Create some time for reflection, interview people around you, conduct an anonymous survey, inquire with your team about how you could serve them better, or choose to be silent and observe your team carefully for a whole day. As you’re reflecting, ponder these questions:
- What things are you doing for your Scrum Team today for which you could help them take more ownership? What will they not need you to do for them in a month?
- What was a recent situation where your team failed? What did they learn, and how did they adapt based on that learning? How can you help them fail, learn, and adapt?
- How could you be an example of the self-accountability, creativity, and learning you want to foster with the people you are leading?

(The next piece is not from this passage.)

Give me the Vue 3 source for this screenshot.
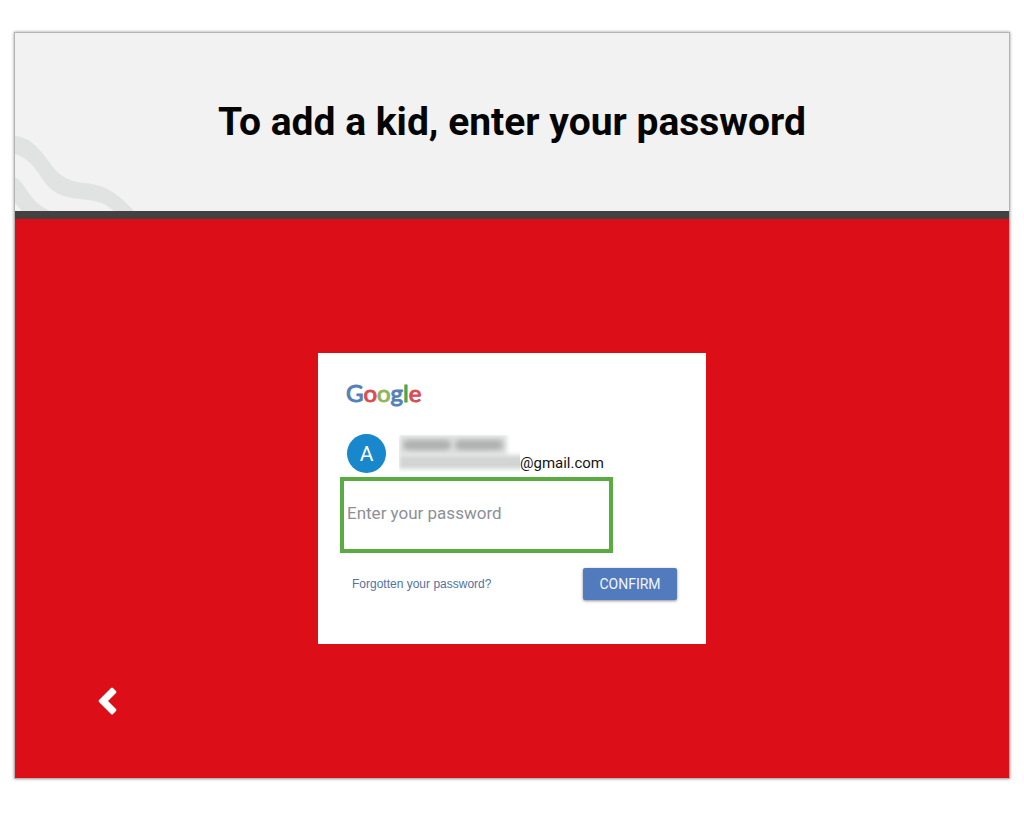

- How are you creating an environment that enables Mechanical Scrum or Professional Scrum? What evidence do you have that supports or contradicts your perspective? What would you like to protect, learn, try, and improve?
If you were not surprised by something throughout your exploration, go back and seek out the surprise - that is where your deepest learning and biggest growth opportunity will be found, for this is where we have challenged our assumptions, thought patterns, and mental models.
The first step toward higher agile leadership is engaging your curiosity about Professional Scrum and truly wanting to help teams and organizations improve. Use these exploratory activities regularly on your leadership journey as tools to continually interrogate your reality, challenge your perspectives, and find next steps to lead your team and organization to a more responsible, rewarding, and effective way of working, to Professional Scrum.
As you work to create an environment that encourages learning, teaming, ownership, and self-accountability, you will inevitably encounter the challenges of a change agent and leader: prioritization, fatigue, isolation, and organizational constraints. This series will follow you through these challenges, helping you gain perspective and find your path in leadership.